OPINION FILED DECEMBER 10, 1981.

IN RE L.H., A MINOR. — (THE PEOPLE OF THE STATE OF ILLINOIS, PETITIONER-APPELLEE,

v.

L.H., RESPONDENT-APPELLANT.)



APPEAL from the Circuit Court of Champaign County; the Hon. ROBERT J. STEIGMANN, Judge, presiding.

JUSTICE MILLS DELIVERED THE OPINION OF THE COURT:

Rehearing denied January 8, 1982.

The General Assembly has said that in delinquency proceedings there are to be two hearings — one adjudicatory, one dispositional.

Not one hearing. Two hearings.

And the Juvenile Court Act spells out the legislative intent with pristine clarity.

Now to the case at our bench.

Petitions were filed alleging that respondent was a delinquent minor in that he had committed nine residential burglaries. On March 26, 1981, respondent appeared in court and stipulated to three of the nine counts, with the State agreeing to drop the remaining charges. Judge Steigmann asked what agreement the parties had reached:

"[PROSECUTOR]: Your Honor, we'd like to get a presentence report done by the Champaign County Probation Department in this matter and continue the cause as is convenient with the Court.

THE COURT: Okay. Mr. Hooker [defense counsel], is that your understanding?

MR. HOOKER: It is, Your Honor. The only agreement is to dismiss the remaining counts."

The court accepted the parties' agreement, found that respondent had committed three burglaries and dismissed the other six counts. The court made no further findings but directed the Champaign County Probation Department to prepare a report on respondent.

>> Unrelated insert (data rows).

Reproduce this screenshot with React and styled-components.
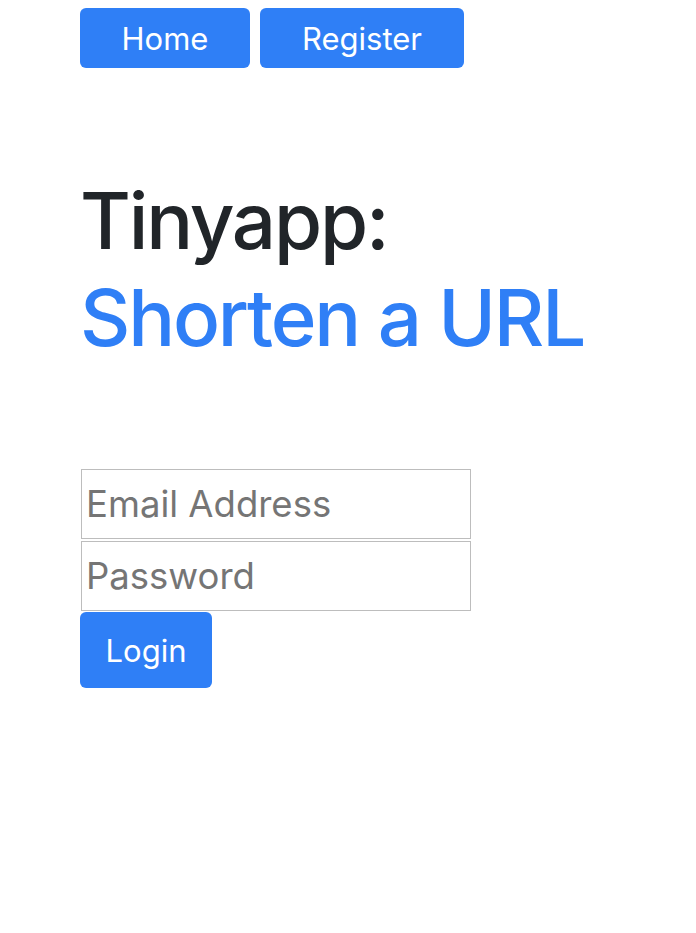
import React from 'react'
import styled, { createGlobalStyle } from 'styled-components'

const GlobalStyle = createGlobalStyle`
  body {
    margin: 0;
    background: #ffffff;
    font-family: Inter, "Noto Sans", sans-serif;
  }
`

const Page = styled.div`
  padding: 8px 0 0 80px;
`

const Nav = styled.nav`
  display: flex;
  gap: 10px;
`

const NavButton = styled.button`
  height: 60px;
  width: ${(p) => p.$width}px;
  border: none;
  border-radius: 6px;
  background: #2f7ff6;
  color: #ffffff;
  font-family: inherit;
  font-size: 31px;
  padding: 0;
`

const Title = styled.h1`
  margin: 104px 0 0;
  font-size: 78px;
  font-weight: 500;
  line-height: 97px;
  color: #212529;
  letter-spacing: -2.2px;
`

const Accent = styled.span`
  display: block;
  color: #2f7ff6;
`

const Form = styled.form`
  margin-top: 103px;
  display: flex;
  flex-direction: column;
  align-items: flex-start;
  gap: 2px;
`

const Field = styled.input`
  box-sizing: border-box;
  width: 390px;
  height: 70px;
  margin-left: 1px;
  border: 1px solid #bdbdbd;
  padding: 0 4px;
  font-family: inherit;
  font-size: 36.5px;
  color: #212529;
  outline: none;

  &::placeholder {
    color: #757575;
  }
`

const LoginButton = styled.button`
  width: 132px;
  height: 76px;
  margin-top: -1px;
  border: none;
  border-radius: 6px;
  background: #2f7ff6;
  color: #ffffff;
  font-family: inherit;
  font-size: 31px;
`

export default function App() {
  return (
    <>
      <GlobalStyle />
      <Page>
        <Nav>
          <NavButton $width={170}>Home</NavButton>
          <NavButton $width={204}>Register</NavButton>
        </Nav>
        <Title>
          Tinyapp:
          <Accent>Shorten a URL</Accent>
        </Title>
        <Form onSubmit={(e) => e.preventDefault()}>
          <Field type="email" placeholder="Email Address" />
          <Field type="password" placeholder="Password" />
          <LoginButton type="submit">Login</LoginButton>
        </Form>
      </Page>
    </>
  )
}
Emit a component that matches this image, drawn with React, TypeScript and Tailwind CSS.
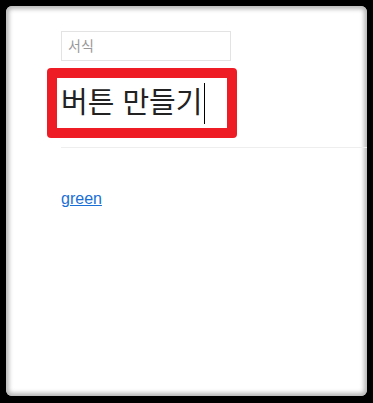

On April 30, 1981, a hearing was held at which Judge Steigmann stated that he had read and considered the report from the probation department. At this hearing, Nancy Stevens, director of the Learning Community in Champaign, testified concerning respondent's participation in that program, and respondent himself testified regarding his desire to graduate from high school and get full-time employment. At the close of the hearing, Judge Steigmann entered a finding that it was in the best interests of respondent and the public that he be adjudicated a delinquent and made a ward of the court. He then explained why he thought probation would be an inappropriate disposition and ordered respondent committed to the Department of Corrections.

LEGISLATIVE INTENT

Even a cursory examination of the Juvenile Court Act (Ill. Rev. Stat. 1979, ch. 37, pars. 701-1 to 708-4) reveals that the procedure contemplated by the Act was flagrantly violated in this case. A court is first to hold an adjudicatory hearing, wherein it considers only whether the respondent is a delinquent. (Ill. Rev. Stat. 1979, ch. 37, par. 704-6.) After that hearing, the court is to make its determination whether respondent is a delinquent. (Ill. Rev. Stat. 1979, ch. 37, par. 704-8(1).) Upon finding him a delinquent, the court should determine whether the minor's and the public's best interests require that he be made a ward of the court. If the court so finds, then it "shall adjudge him a ward of the ...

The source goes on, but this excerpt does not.